La cucina italiana è uno straordinario laboratorio di biodiversità culturale. Suo elemento  distintivo è la pluralità delle esperienze: prodotti, saperi, ricette, gusti cambiano a ogni voltata d’angolo. Ogni città grande o piccola, ogni campagna, ogni territorio ha  i suoi. A regalarci tutto questo è stato il magico intreccio tra geografia e storia. Da un lato il paesaggio, differenziato come nessun altro al mondo: uno scenario che cambia in spazi ristrettissimi, fra pianure e colline, mari e montagne; una forma allungata  che  rapidamente ti porta dal centro dell’Europa al cuore del Mediterraneo. Dall’altro lato la storia, vicende complesse, talora anche drammatiche, che su questo territorio hanno visto incrociarsi genti e culture diverse, attitudini e abitudini che si sono sovrapposte e mescolate, in modo anche conflittuale ma, alla lunga, fruttuoso e creativo.

La molteplicità delle risorse naturali e delle impronte culturali ha dato vita a una varietà di esperienze che è la vera cifra distintiva della cucina italiana come, più in generale, della nostra cultura, in tutte le sue declinazioni.

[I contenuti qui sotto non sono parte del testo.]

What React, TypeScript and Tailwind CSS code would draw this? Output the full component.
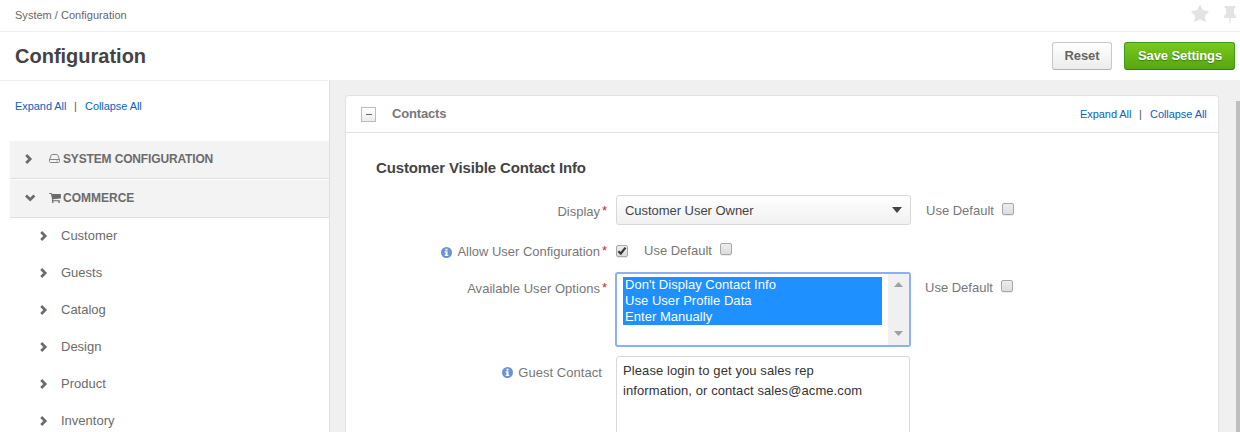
import React from 'react';

function ChevronRight() {
  return (
    <svg className="shrink-0" width="8" height="10" viewBox="0 0 8 10" fill="none" stroke="#6b6b6b" strokeWidth="2.7">
      <path d="M1.2 1 5.2 5 1.2 9" />
    </svg>
  );
}

function ChevronDown() {
  return (
    <svg className="shrink-0" width="11" height="8" viewBox="0 0 11 8" fill="none" stroke="#6b6b6b" strokeWidth="2.7">
      <path d="M1 1.6 5.2 5.6 9.4 1.6" />
    </svg>
  );
}

function DriveIcon() {
  return (
    <svg className="shrink-0" width="11" height="10" viewBox="0 0 11 10" fill="none" stroke="#858585" strokeWidth="1">
      <path d="M.5 5.5 2.2 1.2Q2.4.5 3.1.5h4.8q.7 0 .9.7l1.7 4.3v2q0 1-1 1h-8q-1 0-1-1zM.5 5.5h10" />
      <path d="M7.500 7h1" />
    </svg>
  );
}

function CartIcon() {
  return (
    <svg className="shrink-0" width="12" height="10" viewBox="0 0 1664 1408" fill="#6b6b6b">
      <path d="M640 1280a128 128 0 1 1-256 0 128 128 0 0 1 256 0zM1536 1280a128 128 0 1 1-256 0 128 128 0 0 1 256 0zM1664 192v512q0 24-16.500 42.500t-40.500 21.500l-1044 122q13 60 13 70 0 16-24 64h920q26 0 45 19t19 45-19 45-45 19H448q-26 0-45-19t-19-45q0-11 8-31.500t16-36 21.500-40 15.500-29.500L268 128H64q-26 0-45-19T0 64t19-45T64 0h256q16 0 28.500 6.500t19.500 15.500 13 24.500 8 26 5.500 29.500 4.500 26h1201q26 0 45 19t19 45z" />
    </svg>
  );
}

function StarIcon() {
  return (
    <svg width="18" height="17" viewBox="0 0 1664 1587" fill="#e3e3e3">
      <path d="M1664 615q0 22-26 48l-363 354 86 500q1 7 1 20 0 21-10.500 35.500T1321 1587q-19 0-40-12l-449-236-449 236q-22 12-40 12-21 0-31.500-14.500T301 1537q0-6 2-20l86-500L25 663Q0 636 0 615q0-37 56-46l502-73L783 41q19-41 49-41t49 41l225 455 502 73q56 9 56 46z" />
    </svg>
  );
}

function PinIcon() {
  return (
    <svg className="mt-px" width="12" height="18" viewBox="0 0 12 18" fill="#e3e3e3">
      <path d="M1.500 0h9q.9 0 .9.800v.700q0 .8-.9.800h-.600v5.200Q12 8.800 12 11.500q0 .5-.5.500H6.800L6.300 17.500q-.1.500-.3.500t-.3-.5L5.200 12H.5q-.5 0-.5-.5Q0 8.800 2.100 7.500V2.300h-.6q-.9 0-.9-.8V.8q0-.8.900-.8z" />
    </svg>
  );
}

function InfoIcon() {
  return (
    <svg className="shrink-0" width="11" height="11" viewBox="0 0 11 11">
      <circle cx="5.500" cy="5.500" r="5.500" fill="#6a93d4" />
      <path d="M4.500 1.800h2v1.600h-2zM3.700 4.300h2.800v3.500h.8v1.200H3.700V7.800h.8V5.500h-.8z" fill="#fff" />
    </svg>
  );
}

function Checkbox({ checked = false }: { checked?: boolean }) {
  return (
    <span className="flex h-[12px] w-[12px] shrink-0 items-center justify-center rounded-[2px] border border-[#a8a8a8] bg-linear-to-b from-[#ededed] to-[#dcdcdc] shadow-[0_1px_0_#ececec]">
      {checked && (
        <svg width="10" height="10" viewBox="0 0 10 10" fill="none" stroke="#3a3a3a" strokeWidth="2.200">
          <path d="M1.400 5.200 3.800 7.500 8.500 1.600" />
        </svg>
      )}
    </span>
  );
}

function ExpandLinks() {
  return (
    <div className="flex text-[11px] leading-[14px] tracking-[-0.060px] text-[#0b62bd]">
      <span className="w-[59px]">Expand All</span>
      <span className="w-[11px] text-[#555]">|</span>
      <span className="w-[57px] whitespace-nowrap">Collapse All</span>
    </div>
  );
}

function Required() {
  return <span className="-mt-px ml-[2px] w-[5px] text-[13px] text-[#c9213e]">*</span>;
}

function UseDefault() {
  return (
    <div className="flex">
      <span className="w-[76px] text-[13px] leading-[16px] text-[#777]">Use Default</span>
      <Checkbox />
    </div>
  );
}

type GroupRowProps = { open?: boolean; icon: React.ReactNode; children: React.ReactNode };

function GroupRow({ open, icon, children }: GroupRowProps) {
  return (
    <div className="mb-px flex h-[38px] items-center border-b border-[#dfdfdf] bg-[#f3f3f3] pb-px pl-[15px]">
      <span className="flex w-[24px]">{open ? <ChevronDown /> : <ChevronRight />}</span>
      <span className="flex w-[14px]">{icon}</span>
      <span className="text-[12px] font-bold leading-[16px] text-[#6b6b6b]">{children}</span>
    </div>
  );
}

const items = ['Customer', 'Guests', 'Catalog', 'Design', 'Product', 'Inventory'];

export default function App() {
  return (
    <div className="flex h-[432px] w-[1240px] flex-col overflow-hidden bg-white font-['Liberation_Sans',Arial,sans-serif]">
      <div className="flex h-[32px] shrink-0 justify-between border-b border-[#f0f0f0] pl-[15px]">
        <span className="mt-[8px] text-[11px] leading-[14px] tracking-[0.020px] text-[#666]">System / Configuration</span>
        <div className="mr-[4px] mt-[5px] flex gap-[15px]">
          <StarIcon />
          <PinIcon />
        </div>
      </div>
      <div className="flex h-[48px] shrink-0 justify-between pl-[15px] pr-[5px]">
        <h1 className="mt-[12px] text-[20px] font-bold leading-[24px] text-[#444]">Configuration</h1>
        <div className="mt-[10px] flex gap-[12px]">
          <button className="h-[28px] w-[60px] rounded-[3px] border border-[#c8c8c8] border-b-[#b0b0b0] bg-linear-to-b from-white to-[#ececec] text-[13px] font-bold leading-[26px] tracking-[-0.100px] text-[#666]">Reset</button>
          <button className="h-[28px] w-[111px] rounded-[3px] border border-[#42991a] border-b-[#35800f] bg-linear-to-b from-[#7cc81f] to-[#55a70f] pl-px text-[13px] font-bold leading-[26px] tracking-[-0.080px] text-white [text-shadow:0_1px_1px_#3c7c0c]">Save Settings</button>
        </div>
      </div>

      <div className="flex min-h-0 flex-1">
        <aside className="w-[330px] shrink-0 overflow-hidden border-r border-t border-r-[#dfdfdf] border-t-[#f0f0f0] pl-[10px]">
          <div className="ml-[5px] mt-[18px] h-[42px]">
            <ExpandLinks />
          </div>
          <GroupRow icon={<DriveIcon />}><span className="tracking-[-0.150px]">SYSTEM CONFIGURATION</span></GroupRow>
          <GroupRow open icon={<CartIcon />}>COMMERCE</GroupRow>
          <div className="-mt-[2px]">
            {items.map((item) => (
              <div key={item} className="flex h-[37px] items-center pl-[30px]">
                <span className="w-[21px]"><ChevronRight /></span>
                <span className="text-[13px] leading-[16px] text-[#6b6b6b]">{item}</span>
              </div>
            ))}
          </div>
        </aside>

        <main className="flex min-w-0 flex-1 bg-[#f0f0f0] pl-[15px]">
          <section className="mt-[15px] w-[874px] shrink-0 overflow-hidden rounded-t-[4px] border border-b-0 border-[#e2e2e2] bg-white">
            <header className="flex h-[37px] border-b border-[#e2e2e2] pl-[15px] pr-[11px]">
              <span className="mt-[11px] flex h-[15px] w-[15px] items-center justify-center border border-[#bcbcbc] bg-linear-to-b from-white to-[#ececec]">
                <span className="-mt-px h-px w-[6px] bg-[#666]" />
              </span>
              <h2 className="ml-[16px] mt-[10px] flex-1 text-[13px] font-bold leading-[16px] tracking-[-0.180px] text-[#777]">Contacts</h2>
              <div className="mt-[11px]"><ExpandLinks /></div>
            </header>

            <div className="pl-[30px]">
              <h3 className="mt-[26px] h-[36px] text-[15px] font-bold leading-[18px] tracking-[-0.140px] text-[#444]">Customer Visible Contact Info</h3>

              <div className="flex h-[47px] text-[13px] leading-[16px] text-[#777]">
                <div className="mt-[9px] flex w-[240px] justify-end pr-[9px]">
                  <span>Display</span><Required />
                </div>
                <div className="flex h-[30px] w-[295px] items-center justify-between rounded-[3px] border border-[#d9d9d9] bg-linear-to-b from-white to-[#f1f1f1] pl-[8px] pr-[8px]">
                  <span className="mt-px tracking-[-0.040px] text-[#444]">Customer User Owner</span>
                  <svg width="10" height="6" viewBox="0 0 10 6"><path d="M0 0h10L5 6z" fill="#444" /></svg>
                </div>
                <div className="ml-[15px] mt-[8px]"><UseDefault /></div>
              </div>

              <div className="flex h-[30px] text-[13px] leading-[16px] text-[#777]">
                <div className="mt-[2px] flex w-[240px] justify-end pr-[9px]">
                  <span className="mr-[5px] mt-[3px]"><InfoIcon /></span>
                  <span className="tracking-[-0.020px]">Allow User Configuration</span><Required />
                </div>
                <div className="mt-[3px]"><Checkbox checked /></div>
                <div className="ml-[16px] mt-px"><UseDefault /></div>
              </div>

              <div className="flex h-[84px] text-[13px] leading-[16px] text-[#777]">
                <div className="mt-[9px] flex w-[239px] justify-end pr-[8px]">
                  <span className="tracking-[0.040px]">Available User Options</span><Required />
                </div>
                <div className="flex h-[75px] w-[296px] justify-between rounded-[3px] border-2 border-[#8ab1f5] bg-white">
                  <div className="ml-[6px] mt-[3px] h-[48px] w-[259px] bg-[#1e90ff] pl-[2px] tracking-[0.040px] text-white">
                    <div>Don't Display Contact Info</div>
                    <div>Use User Profile Data</div>
                    <div>Enter Manually</div>
                  </div>
                  <div className="flex w-[21px] flex-col items-center justify-between bg-[#f0f0f0] pb-[9px] pt-[8px]">
                    <svg width="9" height="5" viewBox="0 0 9 5"><path d="M0 5h9L4.500 0z" fill="#a0a0a0" /></svg>
                    <svg width="9" height="5" viewBox="0 0 9 5"><path d="M0 0h9L4.500 5z" fill="#a0a0a0" /></svg>
                  </div>
                </div>
                <div className="ml-[14px] mt-[8px]"><UseDefault /></div>
              </div>

              <div className="flex h-[100px] text-[13px] leading-[16px] text-[#777]">
                <div className="mt-[9px] flex w-[240px] justify-end pr-[14px]">
                  <span className="mr-[5px] mt-[2px]"><InfoIcon /></span>
                  <span className="tracking-[0.050px]">Guest Contact</span>
                </div>
                <div className="w-[294px] rounded-t-[3px] border border-[#d9d9d9] bg-white pl-[6px] pt-[4px] leading-[20px] tracking-[0.090px] text-[#333]">
                  <div>Please login to get you sales rep</div>
                  <div>information, or contact sales@acme.com</div>
                </div>
              </div>
            </div>
          </section>
          <div className="ml-auto mt-[21px] w-[4px] bg-[#bfbfbf]" />
        </main>
      </div>
    </div>
  );
}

Una cultura ramificata, capillarmente distribuita sul territorio, senza vere «capitali», senza gerarchie di valori: chi potrebbe dire se è migliore la cucina napoletana o quella bolognese? O quella del Salento o delle Langhe? Sarebbe come chiedersi se è migliore Raffaello o Tiziano. A quella domanda non c’è risposta, perché le cucine italiane sono semplicemente diverse.
Ma allora, una cucina «italiana» non esiste? Qualcuno si ostina a pensarlo, come se la diversità delle culture locali ne facesse dei mondi a sé, orgogliosamente chiusi nella propria identità. Non è così. Ogni identità si nutre mettendosi in gioco e confrontandosi con gli altri. La pluralità delle esperienze gastronomiche è cresciuta e, storicamente, ha trovato un senso proprio intessendo rapporti, scambi, incroci con esperienze diverse. Le realtà particolari hanno interagito in una rete, alimentando uno spazio di condivisione e di arricchimento reciproco che non è solo quello del web in cui oggi navighiamo, ma quello ben più antico dei saperi, delle ricette, dei mercati che per secoli hanno costituito il tessuto della cucina italiana; lo spazio delle famiglie che hanno conservato e trasmesso saperi in evoluzione; lo spazio dei cuochi che hanno girato il Paese così come lo hanno girato pittori, musicisti e letterati, ovunque portando la loro cultura, ovunque arricchendosi di nuove esperienze. È un paradosso, ma tant’è: la cultura italiana – anche quella gastronomica – trova il suo più autentico senso unitario nella varietà (condivisa) delle sue esperienze.

Massimo Montanari
Massimo Montanari è professore di Storia dell’alimentazione all’Università di Bologna, dove ha fondato il master Storia e cultura dell’alimentazione. Presiede il comitato scientifico incaricato del dossier di candidatura della «cucina di casa italiana» all’Unesco.

L’Italia delle cento città e dei mille campanili è anche l’Italia delle cento cucine e delle mille ricette, e solo un inguaribile campanilismo (a volte pure divertente, purché non scada nel rivendicativo) può reclamare la priorità di questo o di quello. A chi si perde in queste schermaglie è utile ricordare che la bellezza di un mosaico non sta nelle singole tessere che lo compongono, ma nell’immagine che tutte insieme vanno a restituire.